We can also get a sense of how some diseases (e.g. obesity) are harder to predict than others (e.g. IBD).
Importantly, most of these values are either as good or better than those reported in the original study.
Let’s consider these results validated and move on to multiclass machine learning.
Above, we constructed 1 predictor for each disease. Depending on the research question, it might be more ideal to build ONE model that can report the probability a microbiome belongs to one of the diseases, simultaneously. This is a task for a multiclass classifier.
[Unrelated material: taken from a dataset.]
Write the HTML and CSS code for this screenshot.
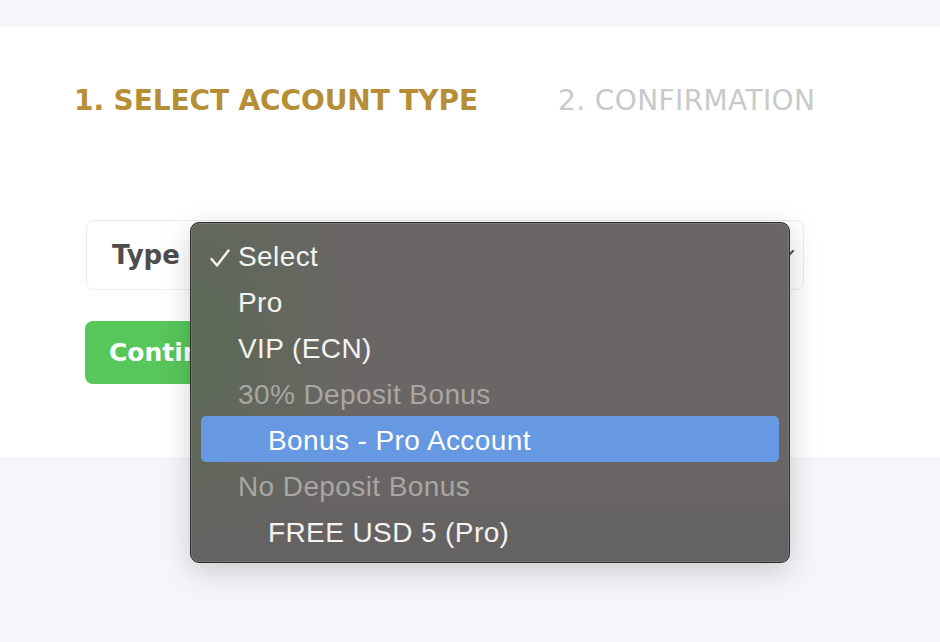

First, we’ll build a multiclass random forest that handles all samples simultaneously:
This confusion matrix illustrates a general low accuracy in predicting each disease. That is, the values in parentheses along the diagonal tiles (from bottom left to top right) are quite low for most diseases. The model is predicting most microbiomes belong to healthy individuals.
I suspect the large class imbalance (e.g. n=665 “none” vs n=48 “cancer”) is causing the model to bias its prediction towards the overrepresented class.
What do the ROC curves look like?
This ROC curve seems to suggest all diseases are being predicted reasonably well. However, “none” is predicted the poorest, likely because of the high degree of false positives observed in the confusion matrix.
To eliminate the class imbalance, let’s downsample these data down to the smallest dataset (n=48). I suspect this will sacrifice accuracy, while improving the false positive rate.
This looks considerably better. The values in parentheses along the diagonal indicate that each disease is being predicted much better.
Let’s see the ROC curves:
Once again, these ROC curves seem to suggest all diseases are being predicted at least reasonably well. We see that the AUC has shrunk by ~5%. We also see that the model performs most poorly with “none” and “t2d”, in agreement with the confusion matrix.
To conclude, we found that microbiome-based classifiers could predict disease quite well, particularly when control samples were confined to each study.
When we built a model that tries to predict all diseases at once, we found that classification specificities and sensitivities suffered from large class imbalances. This illustrates the trade-offs of balancing datasets when considering class-specific accuracies.